Data rows
** BEGIN **
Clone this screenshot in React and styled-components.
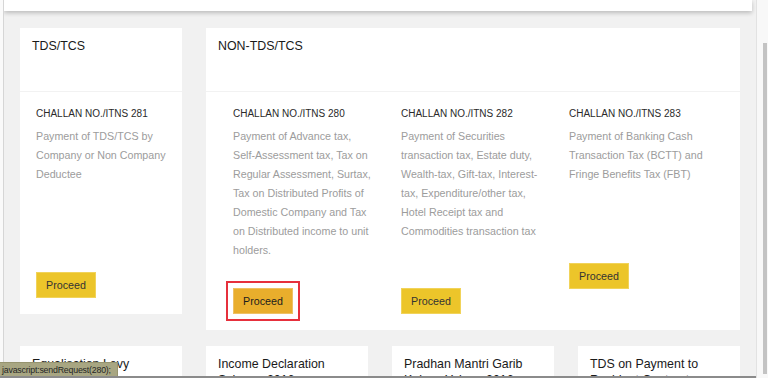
** END **
** BEGIN **
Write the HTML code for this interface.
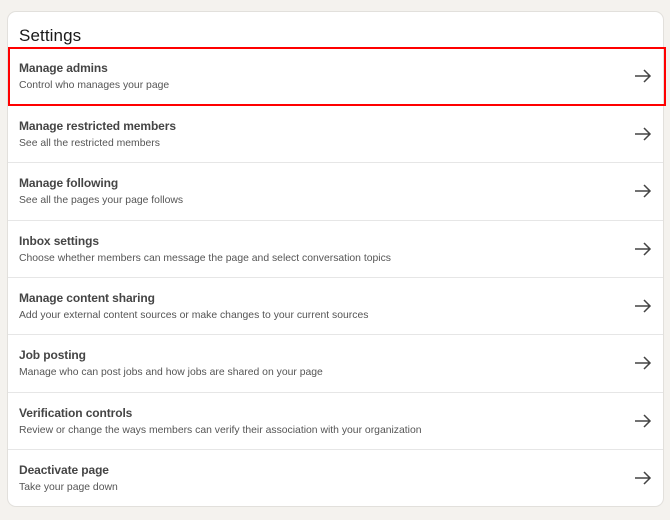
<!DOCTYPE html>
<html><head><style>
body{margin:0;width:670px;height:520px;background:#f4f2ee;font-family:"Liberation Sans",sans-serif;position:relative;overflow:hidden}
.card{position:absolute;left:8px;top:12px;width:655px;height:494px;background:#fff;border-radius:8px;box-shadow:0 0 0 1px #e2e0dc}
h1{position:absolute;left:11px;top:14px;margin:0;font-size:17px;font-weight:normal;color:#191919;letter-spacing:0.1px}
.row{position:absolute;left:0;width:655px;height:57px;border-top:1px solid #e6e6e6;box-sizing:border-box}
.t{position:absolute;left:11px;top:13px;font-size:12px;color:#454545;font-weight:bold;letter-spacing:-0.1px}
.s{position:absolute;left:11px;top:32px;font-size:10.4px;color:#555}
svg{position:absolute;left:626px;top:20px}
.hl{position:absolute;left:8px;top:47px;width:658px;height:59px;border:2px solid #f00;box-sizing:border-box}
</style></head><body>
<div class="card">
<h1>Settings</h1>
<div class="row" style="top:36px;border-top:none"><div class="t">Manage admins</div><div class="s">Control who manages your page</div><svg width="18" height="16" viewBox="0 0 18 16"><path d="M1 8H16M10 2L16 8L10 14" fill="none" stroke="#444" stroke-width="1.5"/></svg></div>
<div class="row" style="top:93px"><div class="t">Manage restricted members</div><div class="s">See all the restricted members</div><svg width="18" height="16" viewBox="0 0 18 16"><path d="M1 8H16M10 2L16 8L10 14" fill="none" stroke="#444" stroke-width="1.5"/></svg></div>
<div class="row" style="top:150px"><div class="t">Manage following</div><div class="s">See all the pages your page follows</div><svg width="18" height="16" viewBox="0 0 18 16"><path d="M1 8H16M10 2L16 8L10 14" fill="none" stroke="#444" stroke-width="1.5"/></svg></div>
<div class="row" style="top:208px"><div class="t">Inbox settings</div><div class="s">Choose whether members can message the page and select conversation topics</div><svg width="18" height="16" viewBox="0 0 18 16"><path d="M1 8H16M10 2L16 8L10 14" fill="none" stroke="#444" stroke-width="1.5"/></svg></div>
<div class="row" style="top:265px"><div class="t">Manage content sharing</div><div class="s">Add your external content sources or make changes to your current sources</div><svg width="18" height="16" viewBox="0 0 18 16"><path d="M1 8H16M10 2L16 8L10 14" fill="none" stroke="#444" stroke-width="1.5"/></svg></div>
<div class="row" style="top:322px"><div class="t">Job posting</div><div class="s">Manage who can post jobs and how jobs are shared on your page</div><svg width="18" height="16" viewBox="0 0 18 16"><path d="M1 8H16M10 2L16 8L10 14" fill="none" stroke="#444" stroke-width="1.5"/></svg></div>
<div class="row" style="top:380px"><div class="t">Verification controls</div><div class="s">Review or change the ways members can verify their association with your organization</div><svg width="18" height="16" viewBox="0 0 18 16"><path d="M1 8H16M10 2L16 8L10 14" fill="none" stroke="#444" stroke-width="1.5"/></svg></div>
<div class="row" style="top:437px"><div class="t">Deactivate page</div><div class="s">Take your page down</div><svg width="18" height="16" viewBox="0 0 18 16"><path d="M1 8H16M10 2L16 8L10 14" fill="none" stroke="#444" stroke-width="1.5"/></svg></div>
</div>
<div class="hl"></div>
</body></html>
** END **
** BEGIN **
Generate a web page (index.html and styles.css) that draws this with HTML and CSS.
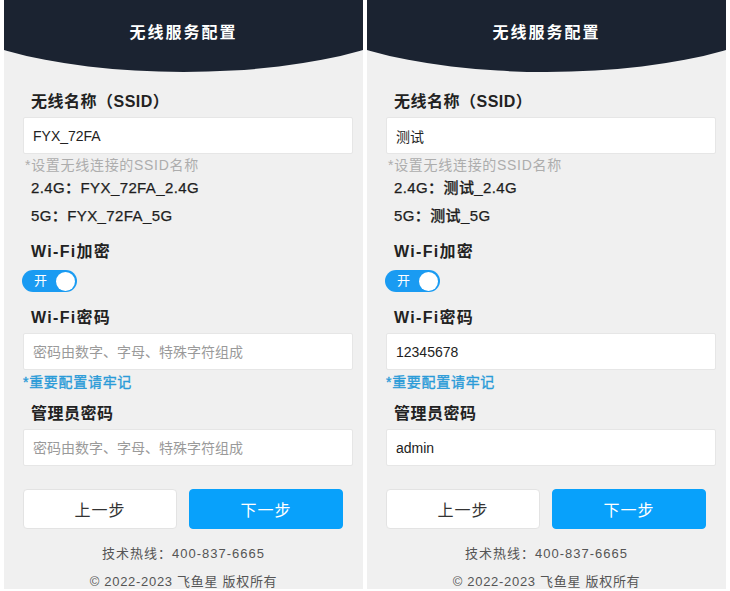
** END **
What is expected
Say, as a bare number, how many lines in the entries above include the string "this".

Written solution
3